Exercise details:
Your answer should be a single number: how many lines in the data below hold the string "Clone".
:: Information supplied
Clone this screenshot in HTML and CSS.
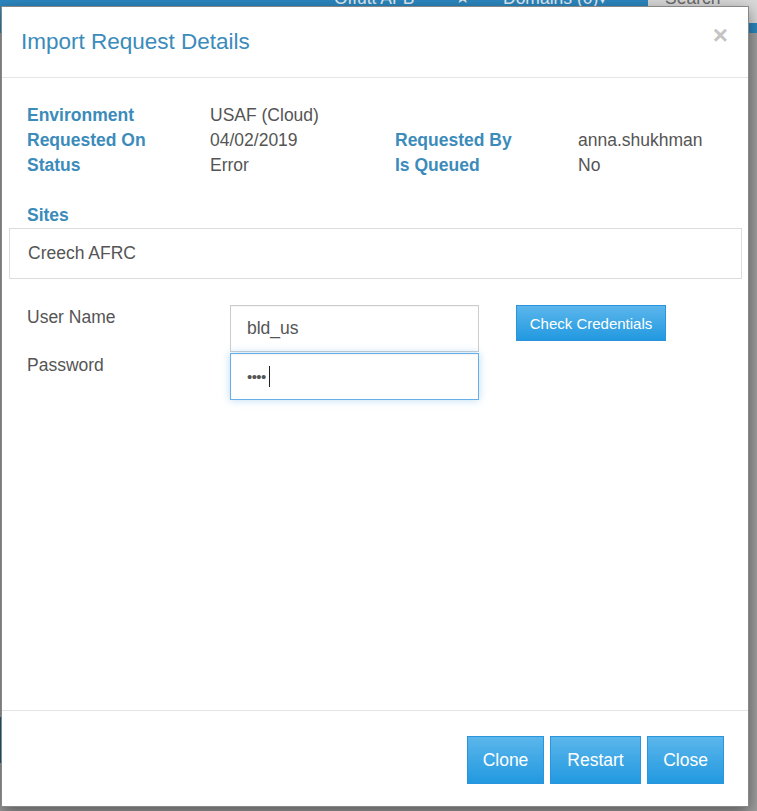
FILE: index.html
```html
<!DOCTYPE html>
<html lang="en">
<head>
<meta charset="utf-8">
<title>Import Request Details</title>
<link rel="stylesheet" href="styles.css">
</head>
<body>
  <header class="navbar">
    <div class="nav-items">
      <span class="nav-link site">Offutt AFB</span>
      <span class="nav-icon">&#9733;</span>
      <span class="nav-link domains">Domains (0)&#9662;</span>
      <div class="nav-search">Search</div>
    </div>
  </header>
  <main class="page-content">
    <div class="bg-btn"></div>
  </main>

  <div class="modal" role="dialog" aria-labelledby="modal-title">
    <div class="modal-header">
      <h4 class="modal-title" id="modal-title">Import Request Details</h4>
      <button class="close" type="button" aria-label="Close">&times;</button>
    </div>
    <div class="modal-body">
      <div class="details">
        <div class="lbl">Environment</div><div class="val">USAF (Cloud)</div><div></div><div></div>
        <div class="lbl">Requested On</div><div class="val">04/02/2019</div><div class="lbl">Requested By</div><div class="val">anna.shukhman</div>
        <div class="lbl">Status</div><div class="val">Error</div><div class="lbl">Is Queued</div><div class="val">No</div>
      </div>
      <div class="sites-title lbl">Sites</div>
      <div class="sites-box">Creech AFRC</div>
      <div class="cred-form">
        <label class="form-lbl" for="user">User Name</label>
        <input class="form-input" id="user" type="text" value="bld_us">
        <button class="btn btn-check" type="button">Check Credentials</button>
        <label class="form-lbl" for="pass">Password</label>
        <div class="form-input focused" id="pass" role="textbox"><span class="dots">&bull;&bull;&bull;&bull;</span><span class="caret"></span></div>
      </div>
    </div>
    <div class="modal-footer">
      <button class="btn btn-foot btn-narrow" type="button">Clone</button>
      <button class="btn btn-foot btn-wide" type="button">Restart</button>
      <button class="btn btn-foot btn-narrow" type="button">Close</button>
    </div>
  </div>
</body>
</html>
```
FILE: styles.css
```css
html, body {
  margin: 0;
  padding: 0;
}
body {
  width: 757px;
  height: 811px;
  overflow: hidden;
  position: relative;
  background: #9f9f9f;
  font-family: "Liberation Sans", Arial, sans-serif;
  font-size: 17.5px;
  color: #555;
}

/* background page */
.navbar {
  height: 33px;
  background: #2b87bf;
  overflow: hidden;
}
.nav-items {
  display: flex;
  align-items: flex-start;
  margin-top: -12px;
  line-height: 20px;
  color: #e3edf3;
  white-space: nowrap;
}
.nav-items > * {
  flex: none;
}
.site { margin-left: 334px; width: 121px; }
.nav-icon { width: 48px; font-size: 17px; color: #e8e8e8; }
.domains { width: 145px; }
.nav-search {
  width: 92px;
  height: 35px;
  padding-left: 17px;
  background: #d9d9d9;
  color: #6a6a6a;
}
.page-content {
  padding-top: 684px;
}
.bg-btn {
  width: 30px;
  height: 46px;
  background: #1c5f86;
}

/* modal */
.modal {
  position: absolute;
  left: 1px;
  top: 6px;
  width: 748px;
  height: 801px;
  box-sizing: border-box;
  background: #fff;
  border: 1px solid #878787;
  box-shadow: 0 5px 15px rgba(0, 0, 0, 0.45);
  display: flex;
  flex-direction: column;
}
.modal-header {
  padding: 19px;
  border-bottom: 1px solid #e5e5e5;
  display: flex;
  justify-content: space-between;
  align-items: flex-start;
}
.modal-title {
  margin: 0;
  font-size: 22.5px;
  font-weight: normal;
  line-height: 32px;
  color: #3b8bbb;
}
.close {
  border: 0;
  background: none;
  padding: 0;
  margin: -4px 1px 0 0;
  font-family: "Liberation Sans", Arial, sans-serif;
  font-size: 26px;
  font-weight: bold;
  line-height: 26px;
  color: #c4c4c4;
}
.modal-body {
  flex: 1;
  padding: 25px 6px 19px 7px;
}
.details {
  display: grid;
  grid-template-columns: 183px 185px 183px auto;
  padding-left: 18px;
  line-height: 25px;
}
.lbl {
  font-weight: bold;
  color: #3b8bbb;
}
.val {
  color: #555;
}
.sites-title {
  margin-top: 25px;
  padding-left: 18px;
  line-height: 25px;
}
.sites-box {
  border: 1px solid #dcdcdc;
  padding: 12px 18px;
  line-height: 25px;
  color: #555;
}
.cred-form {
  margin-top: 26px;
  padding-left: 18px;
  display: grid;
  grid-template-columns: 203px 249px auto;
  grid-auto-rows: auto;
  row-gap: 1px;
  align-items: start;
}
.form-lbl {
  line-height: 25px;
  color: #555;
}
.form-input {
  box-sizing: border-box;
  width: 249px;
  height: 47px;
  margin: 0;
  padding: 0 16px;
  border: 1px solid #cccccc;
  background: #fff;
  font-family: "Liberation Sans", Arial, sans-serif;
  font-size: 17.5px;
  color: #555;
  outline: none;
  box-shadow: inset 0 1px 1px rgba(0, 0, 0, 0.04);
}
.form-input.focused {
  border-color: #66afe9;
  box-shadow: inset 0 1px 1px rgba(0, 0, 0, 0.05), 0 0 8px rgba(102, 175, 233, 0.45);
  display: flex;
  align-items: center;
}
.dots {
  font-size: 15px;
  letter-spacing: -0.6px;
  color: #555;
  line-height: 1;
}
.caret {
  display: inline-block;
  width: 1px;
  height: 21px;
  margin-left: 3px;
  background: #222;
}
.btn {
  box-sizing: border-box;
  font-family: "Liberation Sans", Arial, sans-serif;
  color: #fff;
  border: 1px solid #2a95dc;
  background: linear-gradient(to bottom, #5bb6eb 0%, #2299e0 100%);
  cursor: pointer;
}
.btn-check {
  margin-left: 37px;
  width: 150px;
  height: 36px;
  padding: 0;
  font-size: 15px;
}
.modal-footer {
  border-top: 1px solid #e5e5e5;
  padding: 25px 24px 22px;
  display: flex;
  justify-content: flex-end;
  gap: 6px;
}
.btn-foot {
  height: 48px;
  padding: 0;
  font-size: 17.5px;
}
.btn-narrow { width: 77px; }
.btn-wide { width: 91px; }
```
::::
Exercise response:
2